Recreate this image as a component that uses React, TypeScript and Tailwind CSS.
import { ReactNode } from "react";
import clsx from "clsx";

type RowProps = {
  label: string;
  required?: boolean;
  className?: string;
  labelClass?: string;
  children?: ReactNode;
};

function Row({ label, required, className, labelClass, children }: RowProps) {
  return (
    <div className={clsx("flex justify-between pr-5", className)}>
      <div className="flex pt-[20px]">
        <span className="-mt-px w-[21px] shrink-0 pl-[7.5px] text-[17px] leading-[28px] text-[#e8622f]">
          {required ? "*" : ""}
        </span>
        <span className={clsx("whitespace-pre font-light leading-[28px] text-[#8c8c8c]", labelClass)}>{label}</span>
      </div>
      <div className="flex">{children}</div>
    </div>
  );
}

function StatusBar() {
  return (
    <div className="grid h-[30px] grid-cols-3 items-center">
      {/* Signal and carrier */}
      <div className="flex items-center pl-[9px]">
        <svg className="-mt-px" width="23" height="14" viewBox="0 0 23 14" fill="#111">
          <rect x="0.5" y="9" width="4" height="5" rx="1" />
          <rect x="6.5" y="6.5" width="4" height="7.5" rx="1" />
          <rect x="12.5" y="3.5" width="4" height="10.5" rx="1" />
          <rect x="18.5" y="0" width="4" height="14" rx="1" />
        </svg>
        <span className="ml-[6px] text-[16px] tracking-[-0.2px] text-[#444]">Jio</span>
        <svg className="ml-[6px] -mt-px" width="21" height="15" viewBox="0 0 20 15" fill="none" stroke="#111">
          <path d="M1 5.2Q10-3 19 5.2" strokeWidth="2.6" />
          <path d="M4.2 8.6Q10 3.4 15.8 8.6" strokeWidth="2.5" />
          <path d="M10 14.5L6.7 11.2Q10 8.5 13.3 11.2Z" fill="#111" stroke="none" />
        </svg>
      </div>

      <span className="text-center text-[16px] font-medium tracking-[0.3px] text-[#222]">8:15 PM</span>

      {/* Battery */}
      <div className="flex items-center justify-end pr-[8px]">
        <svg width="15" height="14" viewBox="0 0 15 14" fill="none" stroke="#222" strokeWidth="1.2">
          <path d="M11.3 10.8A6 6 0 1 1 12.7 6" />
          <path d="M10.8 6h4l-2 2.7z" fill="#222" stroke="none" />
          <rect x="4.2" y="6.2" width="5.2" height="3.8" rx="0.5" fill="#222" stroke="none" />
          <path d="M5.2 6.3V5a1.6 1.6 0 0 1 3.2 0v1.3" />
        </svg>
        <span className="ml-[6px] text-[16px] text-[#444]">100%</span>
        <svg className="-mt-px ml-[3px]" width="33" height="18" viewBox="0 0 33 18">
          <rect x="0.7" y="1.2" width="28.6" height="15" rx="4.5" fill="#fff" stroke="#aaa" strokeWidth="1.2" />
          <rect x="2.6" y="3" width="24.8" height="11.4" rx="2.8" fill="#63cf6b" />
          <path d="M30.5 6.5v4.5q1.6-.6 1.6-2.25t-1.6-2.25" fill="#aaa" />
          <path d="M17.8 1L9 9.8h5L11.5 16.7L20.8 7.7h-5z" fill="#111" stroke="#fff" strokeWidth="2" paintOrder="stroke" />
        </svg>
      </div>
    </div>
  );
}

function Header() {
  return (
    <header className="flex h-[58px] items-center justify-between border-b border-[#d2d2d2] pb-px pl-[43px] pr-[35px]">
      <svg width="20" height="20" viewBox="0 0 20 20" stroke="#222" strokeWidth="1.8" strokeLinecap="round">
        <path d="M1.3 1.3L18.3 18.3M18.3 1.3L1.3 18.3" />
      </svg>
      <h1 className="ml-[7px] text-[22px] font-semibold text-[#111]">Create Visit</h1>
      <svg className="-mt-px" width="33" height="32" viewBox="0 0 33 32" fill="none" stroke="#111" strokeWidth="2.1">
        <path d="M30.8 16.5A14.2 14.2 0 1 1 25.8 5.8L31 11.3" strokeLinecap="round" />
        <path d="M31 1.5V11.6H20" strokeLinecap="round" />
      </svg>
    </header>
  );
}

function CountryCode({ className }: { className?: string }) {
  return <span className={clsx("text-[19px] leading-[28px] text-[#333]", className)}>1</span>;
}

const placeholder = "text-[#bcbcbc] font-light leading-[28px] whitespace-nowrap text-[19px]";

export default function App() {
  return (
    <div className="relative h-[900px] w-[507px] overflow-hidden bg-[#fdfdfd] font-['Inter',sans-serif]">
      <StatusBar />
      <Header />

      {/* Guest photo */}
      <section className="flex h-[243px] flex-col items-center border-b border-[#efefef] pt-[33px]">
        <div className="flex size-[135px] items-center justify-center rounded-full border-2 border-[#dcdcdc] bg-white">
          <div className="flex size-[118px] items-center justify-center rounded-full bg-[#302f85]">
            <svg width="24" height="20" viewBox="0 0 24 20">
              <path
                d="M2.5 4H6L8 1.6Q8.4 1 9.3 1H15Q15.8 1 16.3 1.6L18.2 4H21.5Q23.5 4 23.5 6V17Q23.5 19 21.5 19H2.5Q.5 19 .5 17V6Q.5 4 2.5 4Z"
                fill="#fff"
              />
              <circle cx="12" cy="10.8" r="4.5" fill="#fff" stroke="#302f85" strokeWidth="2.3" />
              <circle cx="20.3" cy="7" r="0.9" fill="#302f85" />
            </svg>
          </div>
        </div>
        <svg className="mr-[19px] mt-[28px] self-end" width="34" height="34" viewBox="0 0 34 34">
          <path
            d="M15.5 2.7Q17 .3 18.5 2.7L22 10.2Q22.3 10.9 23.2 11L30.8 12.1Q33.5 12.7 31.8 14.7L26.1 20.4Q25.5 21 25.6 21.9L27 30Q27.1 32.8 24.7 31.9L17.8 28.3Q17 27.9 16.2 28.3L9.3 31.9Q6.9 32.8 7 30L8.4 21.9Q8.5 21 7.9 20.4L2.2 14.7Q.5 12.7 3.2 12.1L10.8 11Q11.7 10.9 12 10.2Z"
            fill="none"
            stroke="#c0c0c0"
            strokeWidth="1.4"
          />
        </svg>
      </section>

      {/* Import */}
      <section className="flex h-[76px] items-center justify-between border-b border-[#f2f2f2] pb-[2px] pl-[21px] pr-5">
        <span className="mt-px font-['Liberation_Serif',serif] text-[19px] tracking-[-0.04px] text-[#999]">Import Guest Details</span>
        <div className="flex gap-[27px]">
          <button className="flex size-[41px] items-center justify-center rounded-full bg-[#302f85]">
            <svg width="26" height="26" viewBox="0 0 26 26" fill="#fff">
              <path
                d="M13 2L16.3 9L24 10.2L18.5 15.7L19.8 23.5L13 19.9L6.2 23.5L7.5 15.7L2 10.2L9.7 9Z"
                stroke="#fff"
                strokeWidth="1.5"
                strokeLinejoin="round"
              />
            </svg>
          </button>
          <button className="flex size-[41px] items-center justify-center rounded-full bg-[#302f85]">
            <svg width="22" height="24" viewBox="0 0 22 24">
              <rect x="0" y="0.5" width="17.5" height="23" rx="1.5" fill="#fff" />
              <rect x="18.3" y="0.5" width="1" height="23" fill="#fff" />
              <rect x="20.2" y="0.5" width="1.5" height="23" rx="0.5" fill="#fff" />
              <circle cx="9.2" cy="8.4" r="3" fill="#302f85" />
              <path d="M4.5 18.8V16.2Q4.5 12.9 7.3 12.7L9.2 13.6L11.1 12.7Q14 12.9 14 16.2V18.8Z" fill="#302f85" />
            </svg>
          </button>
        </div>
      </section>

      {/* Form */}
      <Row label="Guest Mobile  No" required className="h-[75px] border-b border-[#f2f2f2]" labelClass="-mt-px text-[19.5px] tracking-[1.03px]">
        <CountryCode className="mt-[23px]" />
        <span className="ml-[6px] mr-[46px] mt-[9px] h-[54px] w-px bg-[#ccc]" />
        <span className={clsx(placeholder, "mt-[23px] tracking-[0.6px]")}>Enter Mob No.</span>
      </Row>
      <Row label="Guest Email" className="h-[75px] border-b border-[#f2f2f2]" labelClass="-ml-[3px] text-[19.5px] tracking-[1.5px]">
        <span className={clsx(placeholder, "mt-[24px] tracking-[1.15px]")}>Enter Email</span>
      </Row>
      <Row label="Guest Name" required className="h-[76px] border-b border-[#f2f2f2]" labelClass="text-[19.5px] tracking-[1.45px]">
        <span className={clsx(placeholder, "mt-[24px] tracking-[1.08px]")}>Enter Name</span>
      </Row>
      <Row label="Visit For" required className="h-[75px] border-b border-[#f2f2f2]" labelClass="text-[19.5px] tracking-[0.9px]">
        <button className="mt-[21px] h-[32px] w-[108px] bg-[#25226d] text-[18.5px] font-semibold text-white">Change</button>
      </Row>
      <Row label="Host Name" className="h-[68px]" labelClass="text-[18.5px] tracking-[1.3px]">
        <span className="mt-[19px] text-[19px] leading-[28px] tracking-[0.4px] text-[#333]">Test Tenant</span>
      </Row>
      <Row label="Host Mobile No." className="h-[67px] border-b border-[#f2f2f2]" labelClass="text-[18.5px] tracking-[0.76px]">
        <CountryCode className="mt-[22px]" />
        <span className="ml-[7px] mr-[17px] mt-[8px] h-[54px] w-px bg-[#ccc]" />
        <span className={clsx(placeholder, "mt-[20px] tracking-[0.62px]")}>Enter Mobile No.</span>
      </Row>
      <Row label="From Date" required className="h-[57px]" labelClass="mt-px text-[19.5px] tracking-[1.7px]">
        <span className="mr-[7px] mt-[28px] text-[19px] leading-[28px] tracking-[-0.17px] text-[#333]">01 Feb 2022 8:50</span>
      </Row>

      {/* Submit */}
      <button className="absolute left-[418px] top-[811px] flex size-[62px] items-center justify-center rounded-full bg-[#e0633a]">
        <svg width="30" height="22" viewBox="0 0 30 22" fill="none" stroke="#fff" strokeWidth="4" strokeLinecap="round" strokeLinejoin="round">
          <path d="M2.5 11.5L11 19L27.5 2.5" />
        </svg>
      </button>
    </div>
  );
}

########

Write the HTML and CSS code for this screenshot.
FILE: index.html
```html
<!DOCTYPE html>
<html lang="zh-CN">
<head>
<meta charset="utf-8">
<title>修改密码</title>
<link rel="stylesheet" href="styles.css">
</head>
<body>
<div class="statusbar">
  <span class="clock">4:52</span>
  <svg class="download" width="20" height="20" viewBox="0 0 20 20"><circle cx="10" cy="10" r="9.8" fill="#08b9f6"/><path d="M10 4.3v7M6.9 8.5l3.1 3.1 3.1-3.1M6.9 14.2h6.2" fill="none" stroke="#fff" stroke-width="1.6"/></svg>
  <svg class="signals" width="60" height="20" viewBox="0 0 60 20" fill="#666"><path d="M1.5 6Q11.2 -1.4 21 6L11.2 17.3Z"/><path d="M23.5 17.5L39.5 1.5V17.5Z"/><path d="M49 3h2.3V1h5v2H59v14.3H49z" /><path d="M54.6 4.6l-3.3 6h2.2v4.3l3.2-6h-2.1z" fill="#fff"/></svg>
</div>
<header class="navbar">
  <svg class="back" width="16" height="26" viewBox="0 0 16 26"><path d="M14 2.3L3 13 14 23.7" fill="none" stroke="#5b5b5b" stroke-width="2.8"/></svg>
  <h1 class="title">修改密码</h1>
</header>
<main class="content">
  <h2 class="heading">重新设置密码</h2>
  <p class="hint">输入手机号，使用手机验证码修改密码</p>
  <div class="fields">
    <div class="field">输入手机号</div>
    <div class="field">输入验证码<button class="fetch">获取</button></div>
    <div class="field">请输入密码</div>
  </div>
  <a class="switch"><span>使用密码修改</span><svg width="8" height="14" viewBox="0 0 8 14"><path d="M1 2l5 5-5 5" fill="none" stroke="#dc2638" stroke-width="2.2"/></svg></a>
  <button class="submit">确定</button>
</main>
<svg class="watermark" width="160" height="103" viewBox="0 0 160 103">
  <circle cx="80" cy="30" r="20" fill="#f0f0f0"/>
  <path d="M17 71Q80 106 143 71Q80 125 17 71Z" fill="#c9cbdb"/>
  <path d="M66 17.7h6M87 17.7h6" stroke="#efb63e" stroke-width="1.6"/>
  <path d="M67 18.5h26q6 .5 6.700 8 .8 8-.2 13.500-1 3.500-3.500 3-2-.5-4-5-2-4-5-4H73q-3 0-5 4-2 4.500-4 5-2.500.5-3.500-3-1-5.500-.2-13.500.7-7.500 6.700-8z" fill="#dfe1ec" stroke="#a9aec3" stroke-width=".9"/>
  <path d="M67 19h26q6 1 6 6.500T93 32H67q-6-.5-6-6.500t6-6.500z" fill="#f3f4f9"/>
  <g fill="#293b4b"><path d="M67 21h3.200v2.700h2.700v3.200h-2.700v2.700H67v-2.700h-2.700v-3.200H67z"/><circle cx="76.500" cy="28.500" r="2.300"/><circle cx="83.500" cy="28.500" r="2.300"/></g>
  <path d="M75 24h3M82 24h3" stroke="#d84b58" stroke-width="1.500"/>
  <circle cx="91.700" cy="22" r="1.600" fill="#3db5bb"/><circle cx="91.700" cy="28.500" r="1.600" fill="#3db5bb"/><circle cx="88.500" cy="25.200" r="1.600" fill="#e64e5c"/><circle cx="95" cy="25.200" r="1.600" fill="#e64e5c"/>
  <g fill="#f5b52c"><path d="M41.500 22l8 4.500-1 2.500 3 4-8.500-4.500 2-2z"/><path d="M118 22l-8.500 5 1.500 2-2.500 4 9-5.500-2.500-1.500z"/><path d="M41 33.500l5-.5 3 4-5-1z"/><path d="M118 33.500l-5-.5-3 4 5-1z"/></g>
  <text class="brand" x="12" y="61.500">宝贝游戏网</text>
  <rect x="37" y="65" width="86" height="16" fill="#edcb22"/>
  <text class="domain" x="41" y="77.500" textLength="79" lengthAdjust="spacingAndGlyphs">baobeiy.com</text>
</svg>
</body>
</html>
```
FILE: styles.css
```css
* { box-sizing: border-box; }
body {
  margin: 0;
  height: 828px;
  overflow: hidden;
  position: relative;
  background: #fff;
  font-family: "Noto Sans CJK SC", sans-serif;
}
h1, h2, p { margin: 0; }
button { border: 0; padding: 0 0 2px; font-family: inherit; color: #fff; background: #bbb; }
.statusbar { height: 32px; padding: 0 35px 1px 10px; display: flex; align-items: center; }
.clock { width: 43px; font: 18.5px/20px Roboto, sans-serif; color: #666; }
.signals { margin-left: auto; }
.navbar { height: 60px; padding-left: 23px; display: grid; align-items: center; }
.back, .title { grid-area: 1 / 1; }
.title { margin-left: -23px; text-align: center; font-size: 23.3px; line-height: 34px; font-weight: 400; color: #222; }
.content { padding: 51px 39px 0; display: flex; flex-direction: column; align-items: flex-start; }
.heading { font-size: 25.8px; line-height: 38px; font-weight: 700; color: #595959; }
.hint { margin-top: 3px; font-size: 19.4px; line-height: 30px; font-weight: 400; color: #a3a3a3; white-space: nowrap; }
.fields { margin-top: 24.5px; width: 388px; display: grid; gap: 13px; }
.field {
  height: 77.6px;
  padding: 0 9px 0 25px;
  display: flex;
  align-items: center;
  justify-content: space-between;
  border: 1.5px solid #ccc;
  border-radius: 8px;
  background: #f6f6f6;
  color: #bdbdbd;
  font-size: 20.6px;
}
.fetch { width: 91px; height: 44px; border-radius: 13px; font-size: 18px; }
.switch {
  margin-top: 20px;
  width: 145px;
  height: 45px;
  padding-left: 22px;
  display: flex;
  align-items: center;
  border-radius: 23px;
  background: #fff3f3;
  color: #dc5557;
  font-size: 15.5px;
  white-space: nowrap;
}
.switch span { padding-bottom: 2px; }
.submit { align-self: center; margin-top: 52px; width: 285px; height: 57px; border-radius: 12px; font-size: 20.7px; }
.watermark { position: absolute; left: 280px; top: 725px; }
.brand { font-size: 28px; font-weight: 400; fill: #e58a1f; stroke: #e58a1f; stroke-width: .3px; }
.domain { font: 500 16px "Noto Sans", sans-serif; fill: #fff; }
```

########

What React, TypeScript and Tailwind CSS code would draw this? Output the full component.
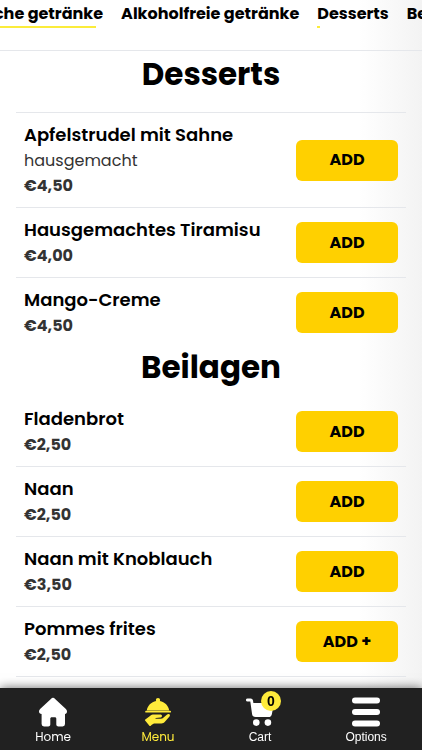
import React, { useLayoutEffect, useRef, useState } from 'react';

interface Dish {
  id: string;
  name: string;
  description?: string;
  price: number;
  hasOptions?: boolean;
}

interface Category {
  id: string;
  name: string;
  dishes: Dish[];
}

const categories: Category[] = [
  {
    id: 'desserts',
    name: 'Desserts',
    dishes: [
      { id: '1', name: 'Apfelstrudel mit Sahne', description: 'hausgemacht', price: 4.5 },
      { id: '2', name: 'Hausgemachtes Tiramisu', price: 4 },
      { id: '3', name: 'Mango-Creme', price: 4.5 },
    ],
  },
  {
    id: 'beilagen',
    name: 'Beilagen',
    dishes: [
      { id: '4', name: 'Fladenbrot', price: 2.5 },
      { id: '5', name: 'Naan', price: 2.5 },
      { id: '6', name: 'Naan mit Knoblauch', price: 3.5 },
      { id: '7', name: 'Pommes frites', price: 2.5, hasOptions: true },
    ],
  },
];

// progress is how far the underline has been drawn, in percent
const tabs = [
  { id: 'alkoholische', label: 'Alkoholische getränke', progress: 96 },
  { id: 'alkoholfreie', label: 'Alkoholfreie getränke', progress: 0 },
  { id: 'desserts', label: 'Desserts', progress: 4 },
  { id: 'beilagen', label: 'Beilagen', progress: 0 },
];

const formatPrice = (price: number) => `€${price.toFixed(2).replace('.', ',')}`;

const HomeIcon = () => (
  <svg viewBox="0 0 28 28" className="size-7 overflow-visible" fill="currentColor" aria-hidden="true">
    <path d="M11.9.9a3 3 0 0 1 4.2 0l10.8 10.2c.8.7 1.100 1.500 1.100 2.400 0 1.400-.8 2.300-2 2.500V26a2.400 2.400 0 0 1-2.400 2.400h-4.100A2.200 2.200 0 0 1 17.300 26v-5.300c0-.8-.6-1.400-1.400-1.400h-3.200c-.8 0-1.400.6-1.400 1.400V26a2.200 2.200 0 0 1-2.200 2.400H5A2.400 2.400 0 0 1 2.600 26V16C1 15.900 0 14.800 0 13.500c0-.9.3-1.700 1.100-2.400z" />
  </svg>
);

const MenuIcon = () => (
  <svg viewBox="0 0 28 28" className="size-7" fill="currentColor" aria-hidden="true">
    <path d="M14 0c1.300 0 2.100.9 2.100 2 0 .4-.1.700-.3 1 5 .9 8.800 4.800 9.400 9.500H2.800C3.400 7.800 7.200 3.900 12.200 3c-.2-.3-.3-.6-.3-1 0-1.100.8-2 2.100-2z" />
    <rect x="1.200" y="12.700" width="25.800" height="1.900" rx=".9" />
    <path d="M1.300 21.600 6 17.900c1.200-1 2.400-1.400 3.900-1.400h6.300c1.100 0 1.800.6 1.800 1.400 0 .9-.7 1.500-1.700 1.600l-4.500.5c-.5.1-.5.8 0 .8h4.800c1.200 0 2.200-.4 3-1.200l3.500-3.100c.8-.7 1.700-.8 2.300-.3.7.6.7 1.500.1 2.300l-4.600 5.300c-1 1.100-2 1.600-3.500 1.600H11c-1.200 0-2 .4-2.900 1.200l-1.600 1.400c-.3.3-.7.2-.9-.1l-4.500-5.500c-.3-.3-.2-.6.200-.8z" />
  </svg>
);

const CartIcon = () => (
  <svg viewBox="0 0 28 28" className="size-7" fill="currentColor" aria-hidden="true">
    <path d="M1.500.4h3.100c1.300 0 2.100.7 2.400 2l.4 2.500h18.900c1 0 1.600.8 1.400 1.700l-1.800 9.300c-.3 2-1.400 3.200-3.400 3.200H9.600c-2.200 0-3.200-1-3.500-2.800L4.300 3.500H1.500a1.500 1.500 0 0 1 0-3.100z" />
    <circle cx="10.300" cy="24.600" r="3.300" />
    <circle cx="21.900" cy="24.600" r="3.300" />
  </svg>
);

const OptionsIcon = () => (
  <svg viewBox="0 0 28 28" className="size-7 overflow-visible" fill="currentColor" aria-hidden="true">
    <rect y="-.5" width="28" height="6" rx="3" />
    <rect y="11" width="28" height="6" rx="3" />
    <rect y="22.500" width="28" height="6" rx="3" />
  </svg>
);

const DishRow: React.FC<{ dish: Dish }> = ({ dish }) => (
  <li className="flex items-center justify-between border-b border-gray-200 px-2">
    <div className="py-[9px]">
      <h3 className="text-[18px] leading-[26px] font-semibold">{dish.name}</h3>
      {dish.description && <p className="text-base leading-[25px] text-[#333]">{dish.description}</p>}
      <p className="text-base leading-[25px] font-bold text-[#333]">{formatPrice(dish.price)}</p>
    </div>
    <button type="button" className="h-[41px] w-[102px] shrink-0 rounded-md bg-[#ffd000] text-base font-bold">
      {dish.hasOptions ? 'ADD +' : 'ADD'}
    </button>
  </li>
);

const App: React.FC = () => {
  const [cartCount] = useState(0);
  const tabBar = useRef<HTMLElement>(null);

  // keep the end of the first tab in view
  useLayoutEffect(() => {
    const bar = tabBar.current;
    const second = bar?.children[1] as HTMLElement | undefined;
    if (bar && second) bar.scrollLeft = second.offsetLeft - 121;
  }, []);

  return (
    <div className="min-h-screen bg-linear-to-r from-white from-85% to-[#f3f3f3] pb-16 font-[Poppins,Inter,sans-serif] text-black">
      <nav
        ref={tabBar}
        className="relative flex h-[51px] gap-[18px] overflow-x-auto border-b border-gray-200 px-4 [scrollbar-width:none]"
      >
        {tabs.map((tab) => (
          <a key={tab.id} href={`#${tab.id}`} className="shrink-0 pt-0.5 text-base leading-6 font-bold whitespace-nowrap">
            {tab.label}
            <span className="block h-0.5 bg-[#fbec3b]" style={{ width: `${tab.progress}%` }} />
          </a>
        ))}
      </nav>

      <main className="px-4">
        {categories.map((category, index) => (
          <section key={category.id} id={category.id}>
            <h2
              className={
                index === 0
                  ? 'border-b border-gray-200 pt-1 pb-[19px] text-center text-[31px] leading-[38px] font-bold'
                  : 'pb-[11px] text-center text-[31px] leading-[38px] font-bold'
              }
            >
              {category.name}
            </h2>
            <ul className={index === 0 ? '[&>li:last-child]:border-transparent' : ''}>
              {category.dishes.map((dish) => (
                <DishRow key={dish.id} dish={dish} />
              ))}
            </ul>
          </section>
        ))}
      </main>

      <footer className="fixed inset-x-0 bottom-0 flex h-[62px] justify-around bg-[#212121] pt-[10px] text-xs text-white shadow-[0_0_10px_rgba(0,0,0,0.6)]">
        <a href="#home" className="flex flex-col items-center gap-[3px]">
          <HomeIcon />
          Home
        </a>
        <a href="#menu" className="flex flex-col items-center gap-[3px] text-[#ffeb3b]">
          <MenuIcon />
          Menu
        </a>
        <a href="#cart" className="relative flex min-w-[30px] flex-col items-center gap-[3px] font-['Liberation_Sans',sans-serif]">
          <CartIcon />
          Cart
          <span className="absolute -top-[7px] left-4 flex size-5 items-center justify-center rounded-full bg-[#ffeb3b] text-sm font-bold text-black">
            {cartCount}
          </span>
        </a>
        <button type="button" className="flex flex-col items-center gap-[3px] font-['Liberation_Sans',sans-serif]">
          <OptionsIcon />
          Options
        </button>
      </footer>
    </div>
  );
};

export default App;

########

## WHAT IS ASKED
The lines to reproduce run from the one above containing "What React, TypeScript" through the one containing "const formatPrice = (price: number)". Copy them exactly and leave out all pictures.

## EXERCISE RESULT
What React, TypeScript and Tailwind CSS code would draw this? Output the full component.
import React, { useLayoutEffect, useRef, useState } from 'react';

interface Dish {
  id: string;
  name: string;
  description?: string;
  price: number;
  hasOptions?: boolean;
}

interface Category {
  id: string;
  name: string;
  dishes: Dish[];
}

const categories: Category[] = [
  {
    id: 'desserts',
    name: 'Desserts',
    dishes: [
      { id: '1', name: 'Apfelstrudel mit Sahne', description: 'hausgemacht', price: 4.5 },
      { id: '2', name: 'Hausgemachtes Tiramisu', price: 4 },
      { id: '3', name: 'Mango-Creme', price: 4.5 },
    ],
  },
  {
    id: 'beilagen',
    name: 'Beilagen',
    dishes: [
      { id: '4', name: 'Fladenbrot', price: 2.5 },
      { id: '5', name: 'Naan', price: 2.5 },
      { id: '6', name: 'Naan mit Knoblauch', price: 3.5 },
      { id: '7', name: 'Pommes frites', price: 2.5, hasOptions: true },
    ],
  },
];

// progress is how far the underline has been drawn, in percent
const tabs = [
  { id: 'alkoholische', label: 'Alkoholische getränke', progress: 96 },
  { id: 'alkoholfreie', label: 'Alkoholfreie getränke', progress: 0 },
  { id: 'desserts', label: 'Desserts', progress: 4 },
  { id: 'beilagen', label: 'Beilagen', progress: 0 },
];

const formatPrice = (price: number) => `€${price.toFixed(2).replace('.', ',')}`;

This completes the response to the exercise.